The classes are led by a professor, who is an expert on Marxism, though Li questioned how relevant the material is for modern journalism.

"I think it's more about ideology, and very little about journalism theory or practice," Li said.

The professor talked about "universal values" from an academic angle, stating that the so-called universal values from the West are not necessarily suitable for China.

"There are too many negative emotions on the Internet, and reporters and editors are more influenced than other people," said the professor, adding that more positive news and emotions should be expressed.

Despite some reservations, Li believes the training had merit. "At least it reminds me to be aware of the need to express positive things," he said.
Transformed industry

In the past, media outlets were affiliated with government departments and organizations, but now many have become market-oriented, a transformation that lies at the heart of this ideological training - experts point out that the pursuit of profit often means the pursuit of sensationalism.

Chen Lidan, a professor on journalism theory with the Renmin University of China, said that the training is necessary because of the unprecedented problems facing the industry. "Journalism has become a profession but some people in the industry don't have a sense of professionalism," Chen said. "The media should report facts without bias," he said, adding that opinion commentary is fine but it shouldn't seep into standard reporting.

Chen views the Marxism classes as being more about professionalism than about ideology, but Li Baoshan, a director with the Qiushi (seeking truth) journal, justifies importance of the training quite differently in an article, Adhering to the Marxist view of journalism.

Li Baoshan wrote that the system of journalism practiced in China is superior to that of the West, as the Western view lacks a guiding ideology, while also pointing out that "common standards" of journalism, such as objectivity, justice and balance, are also emphasized in the Marxist view.

"The common standards should always come first for news, as a working principle. Ideological properties can then follow," said Chen, adding that the standard is universal either for media in China or the West.

Extreme views

Li Baoshan said that the country can't lose the battle for public opinion, and that too much negative news is being reported.

Currently, officials in different levels of government departments are not qualified enough to meet the challenges caused by overly open opinion environment, he wrote.

Thus, too much criticism will harm the government's reputation and impair the implementation of the government's policies.

In an effort to tackle the problem, General Secretary of the CPC Central Committee Xi Jinping called for greater initiative in publicity work, and urged officials to publicize the CPC's theories, guidelines, decisions and judgments on major issues, and safeguard the fundamental rights and interests of the people, Xinhua reported.

Chen said that publicizing extreme views is not good for China's reputation in the international community, and that the spread of concepts that go against the will of the people is the main problem facing the media industry.

His comments come at a time when both journalists and media outlets have become entangled in the spread of rumors and false information, and thousands of people around the country have been arrested for spreading rumors online.
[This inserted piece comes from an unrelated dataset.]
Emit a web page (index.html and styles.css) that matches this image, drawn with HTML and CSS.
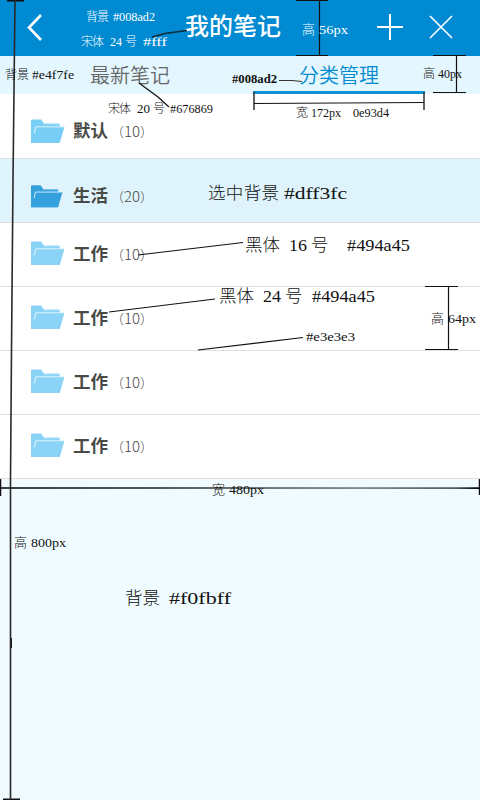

In a recent example, Liu Hu, a reporter with the Guangzhou-based New Express, was arrested at his home in Chongqing on August 23 by Beijing police.

 He was suspected of fabricating rumors, after he posted comments on Weibo on July 29 saying that Ma Zhengqi, a deputy head of the State Administration for Industry and Commerce, had been involved in the loss of State assets when Ma worked in Chongqing.

The case is still under investigation.

Chen pointed out that it is possible for reporters to become involved in spreading rumors if they forget concepts like objectivity, justice or balance. "Everyone tends to say what's in their interests, and journalists sometimes risk becoming a 'megaphone' for others" Chen said.

Yu Hai, a sociology professor with Fudan University, said that rumormongers should be brought to justice if there is a specific victim, but due process must be obeyed. "Otherwise it could be viewed as cracking down on public opinion," Yu said, adding that due to the nature of the media industry, inevitably there will sometimes be inaccurate reports.